Rumah-rumah para ulama’ di atas dijadikan sebagai tempat pusat pembelajaran pada waktu itu dengan pertimbangan bahwa, rumah sebenarnya dapat digunakan untuk membicarakan hal-hal yang bersifat khusus. Saat itu juga ituasi guru yang mengajar agak terbatas, misalnya terlalu sibuk, lelah, umur suda tua dan lain-lain. tak hanya itu, ada anggapan bahwa mendatangi guru untuk belajar lebih baik dari pada guru mendatang muridnya untuk mengajar.
Toko-toko buku
Pada awal pemerintahan dinasti Abbasiyah di Baghdad, lembaga pendidikan Islam dalam bentuk toko-tok buku telah bermunculan dipusat-pusat kota, selain sebagai agen komersialisasi berbagai buku ilmiah, juga menjadi pusat pembelajaran umat Islam melalui metodediskusi mengenai isi buku yang dicari atau ditawarkan. Kemudian lembaga-lembaga pendidikan ini menyebar dengan cepat ke seluruh wilayah kekuasaan Islam saat itu.

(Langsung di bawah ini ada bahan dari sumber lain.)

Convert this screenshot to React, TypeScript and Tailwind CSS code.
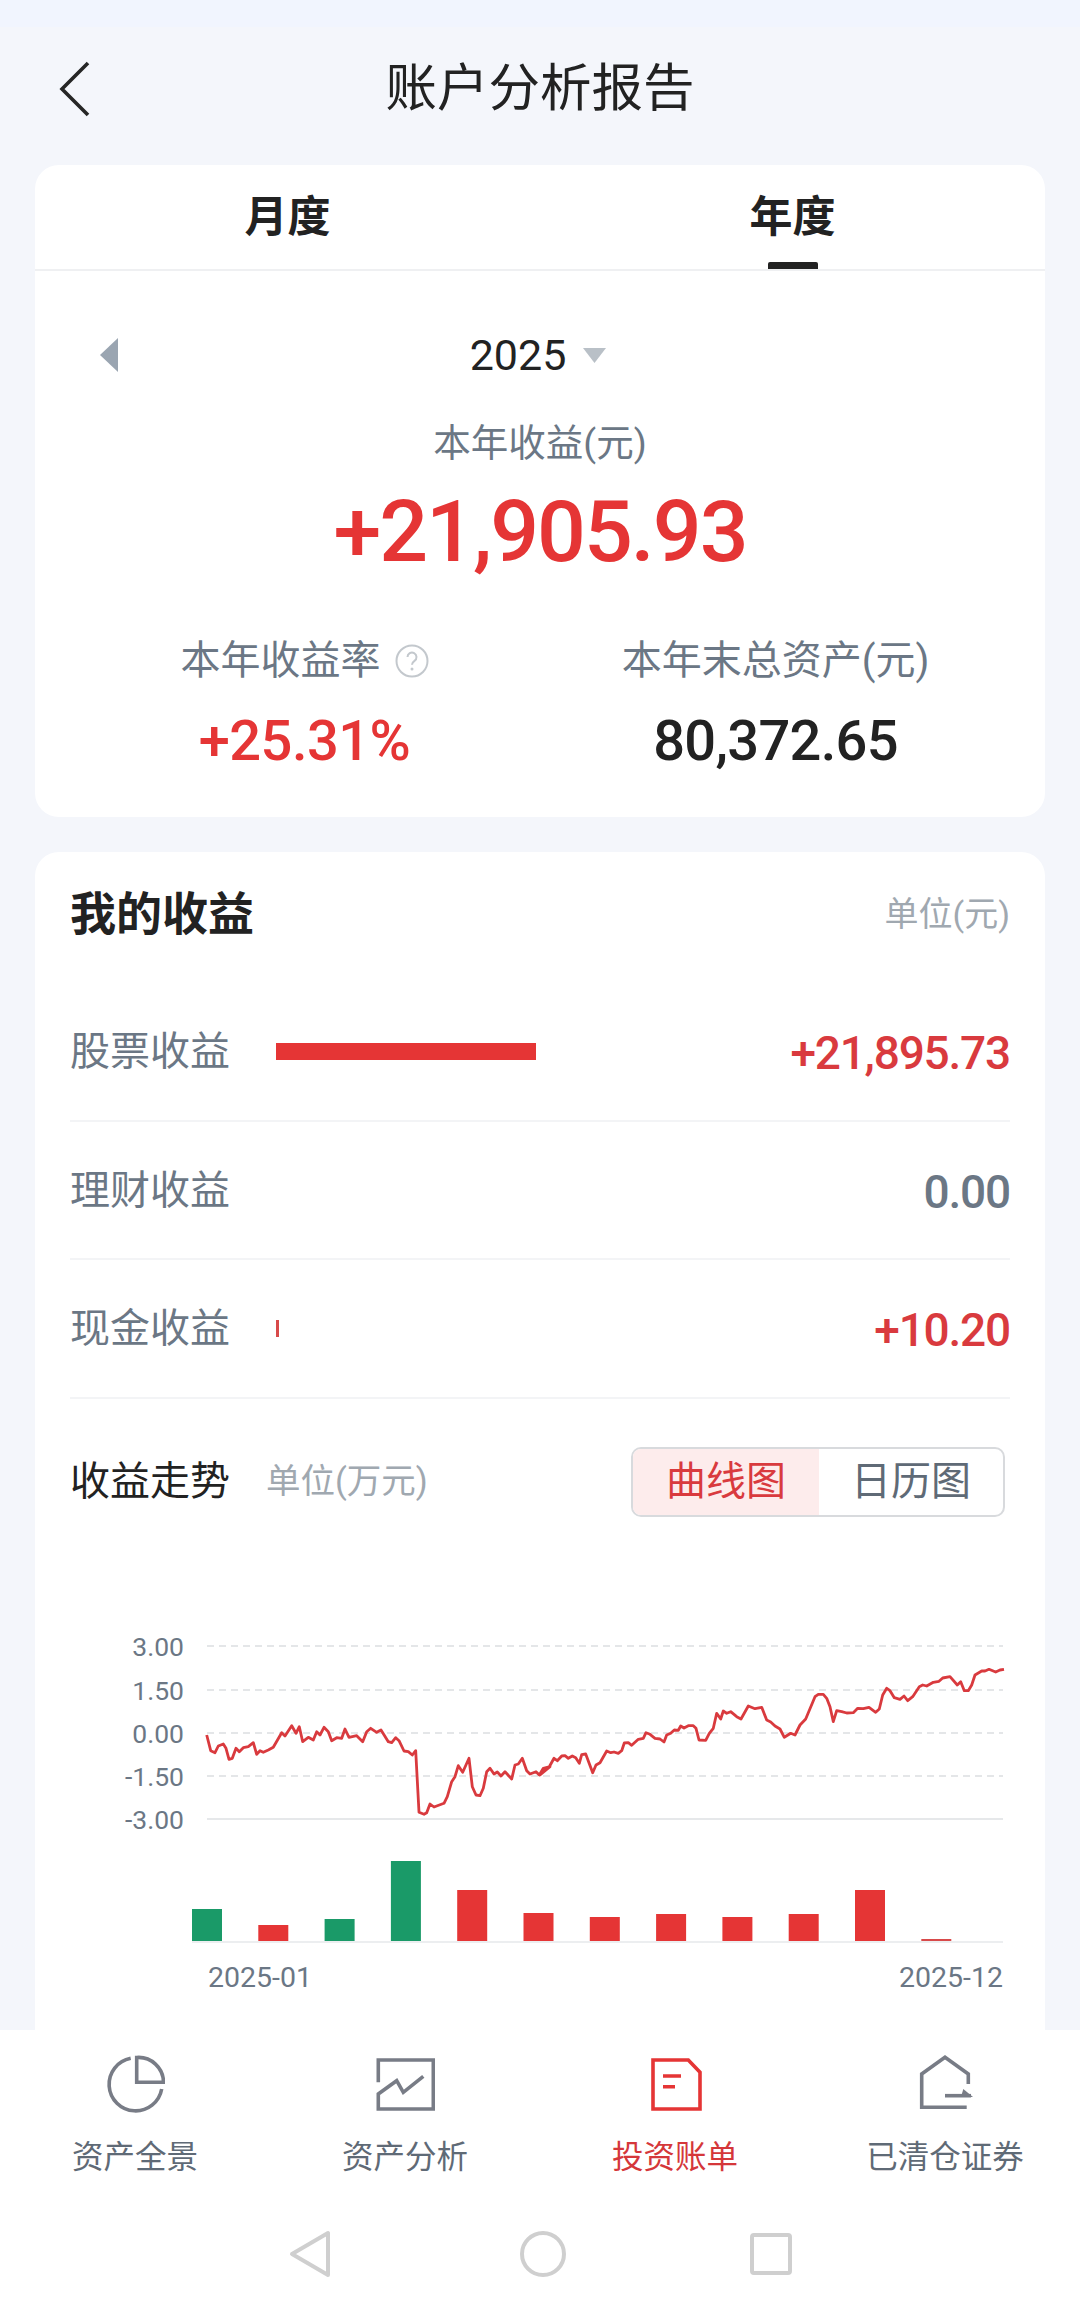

Mengutip pendapat al-Yaqubi, Hitty menjelaskan bahwa pada masa itu, sekitar tahun 891 M terdapat pusat pertokoan yang berjejer lebih dari seratus toko buku dalam satu jalan. Beberapa toko buku itu merupakan stan (kamar) yang lebih kecil ukurannya dari surau, tetapi terdapat juga kamar yang lebih besar yang berfungsi sebagai pusat penelitian hasil karya seni dan menjadi taman wacana bagi pengembara ilmu yang datang dari berbagai wilayah Islam. Toko buku selain sebagai tempat menjual buku juga digunakan sebagai pusat diskusi tentang berbagai karya sastra oleh para cendekiawan dan pujangga.
Selama masa kejayaan Dinasti Abbasiyah , toko-toko buku berkembang dengan pesat seiring dengan pesatnya perkembangan ilmu pengetahuan. Pada mulanya toko-toko kitab tersebut berfungsi sebagai tempat berjual beli kitab-kitab yang telah ditulis dalam berbagai ilmu pemgetahuan yang berkembang pada masa itu. mereka membeli dari para penulisnya kemudian menjualnya kepada siapa yang berminat untuk mempelajarinya.
Saudagar-saudagar buku tersebut bukanlah orang-orang yang semata-mata mencari keuntungan dan laba, akan tetapi kebanyakan mereka adalah sastrawan-sastrawan cerdas, yang telah memilih usaha sebagai pedagang kitab tersebut, agar mereka mendapat kesempatan yang baik untuk membaca dan menelaah, serta bergaul dengan para ulama dan pujangga-pujangga. Mereka juga menyalin kitab-kitab yang penting dan menyodorkan kepada mereka yang memerlukan dengan mendapat imbalan.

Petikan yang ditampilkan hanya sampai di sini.